The latest issue of Regulation contains a special section of tributes to the late Bill Niskanen. Scroll down for mine, which is the last. A few excerpts:
The main, though not the only, way that I’ll show my respect for Bill is one that he would have appreciated: by reviewing selected parts of his last book, an excellent and eclectic collection of essays entitled Reflections of a Political Economist (Cato, 2008). Anyone who knew Bill knew he could handle criticism, so I won’t hesitate to mention those few important points on which I disagree with him. Bill would have expected no less.
He then goes on to criticize “Bacon’s chain,” which is, quoting Bill, the following chain of reasoning:
[G]overnment financing is necessary to provide the adequate level of basic research, which is necessary to provide the scientific foundation for advanced technology, which accounts for a large part of economic growth.
He proceeds to work backwards from the last part of the chain to the first, blowing large analytic and empirical holes in each link of the chain. On the last link, he points out one of the dirtiest “unsecrets” of economists who study growth: even though we say that technology accounts for more than 50 percent of productivity growth, “‘technology’ is one of economists’ two favorite code words for what they do not understand.”
On the middle link, Bill points to evidence that, in the short term, “most technological innovation is based on other advances in technology, with little contribution from recent advances in basic research.” On the first link, he notes that economists have treated this claim as self-evident rather than establishing it empirically. He points out that “private finance was the largest source of support [of basic research] until the 1950s,” and that separate studies by two prominent economists, Edwin Mansfield and Zvi Griliches, found that firms’ profits depended on their own investment in basic science.

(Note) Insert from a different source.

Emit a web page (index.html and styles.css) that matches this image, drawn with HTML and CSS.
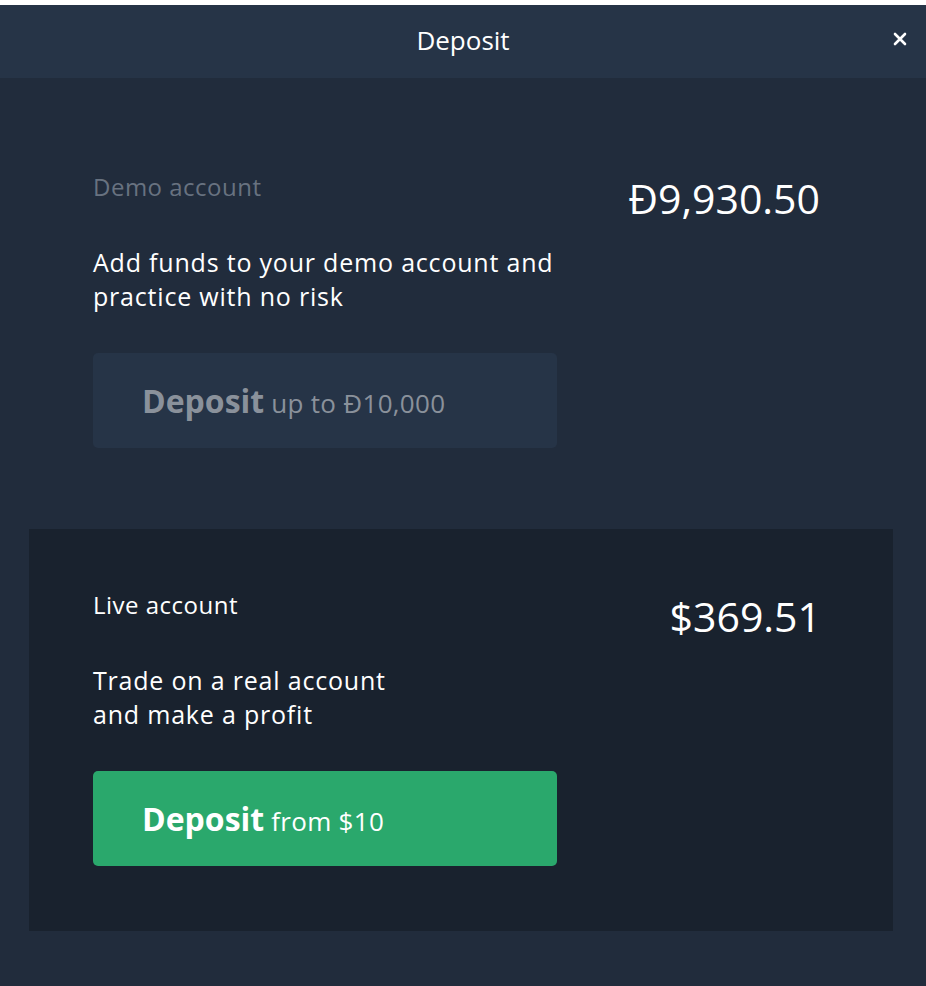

I also highlight his thoughtful essays on global warming, “starve the beast,” deadweight loss from taxes, European economic prospects, Paul Krugman, and the Iraq war. On the European Monetary Union, here’s what Niskanen wrote in 2005:
My own guess is that the European Monetary Union will not survive 10 more years.
He may prove to be right.
I do have two criticisms. Here’s one:
Surprisingly, given his strong understanding of the benefits of free trade, Bill makes a simple error in discussing those benefits. In the earlier-mentioned “Alternative Political and Economic Futures for Europe,” he writes, “[M]any of the poorer nations of the world have little reason to accept the exports and investments by the industrial countries if they cannot sell us their agricultural products.” That’s false. Barriers to imports of their agricultural products do hurt them: there’s no doubt about that. But accepting “our” exports and investments would definitely help them whether or not we have barriers against their products. This is a small error, though, relative to the numerous insights in this book.
READER COMMENTS
Ted Levy
Apr 1 2012 at 1:15pm
On Niskanan’s error: was his point, perhaps, that if the people cannot export their agriculture, they cannot pay for their imports without government intervention or debt, neither of which may be good for them?
[I haven’t yet read his book, so I don’t know.]
David R. Henderson
Apr 1 2012 at 1:38pm
@Ted Levy,
He didn’t elaborate, but I’m pretty sure that’s not his point. It’s a well-known finding in economics that, with a highly limited number of exceptions, when you cut off trade, people in your country are, on average, worse off. I think he was making a political point but he should have made it explicitly: that because people in country A don’t understand my point above, it’s hard for their government to justify to residents of country A letting in imports from country B. One thing Bill was really good at was clearly separating politics from economics. He didn’t do that here.
Doug
Apr 1 2012 at 1:41pm
I haven’t read the book so I don’t know the context. But perhaps what he meant was they had little political reason, even if the economic case is compelling.
E.g. it might be hard to sell low import duties to the typical Namibian or Bolivian voter, when many of them are farmers and are getting screwed over by Western agricultural policy.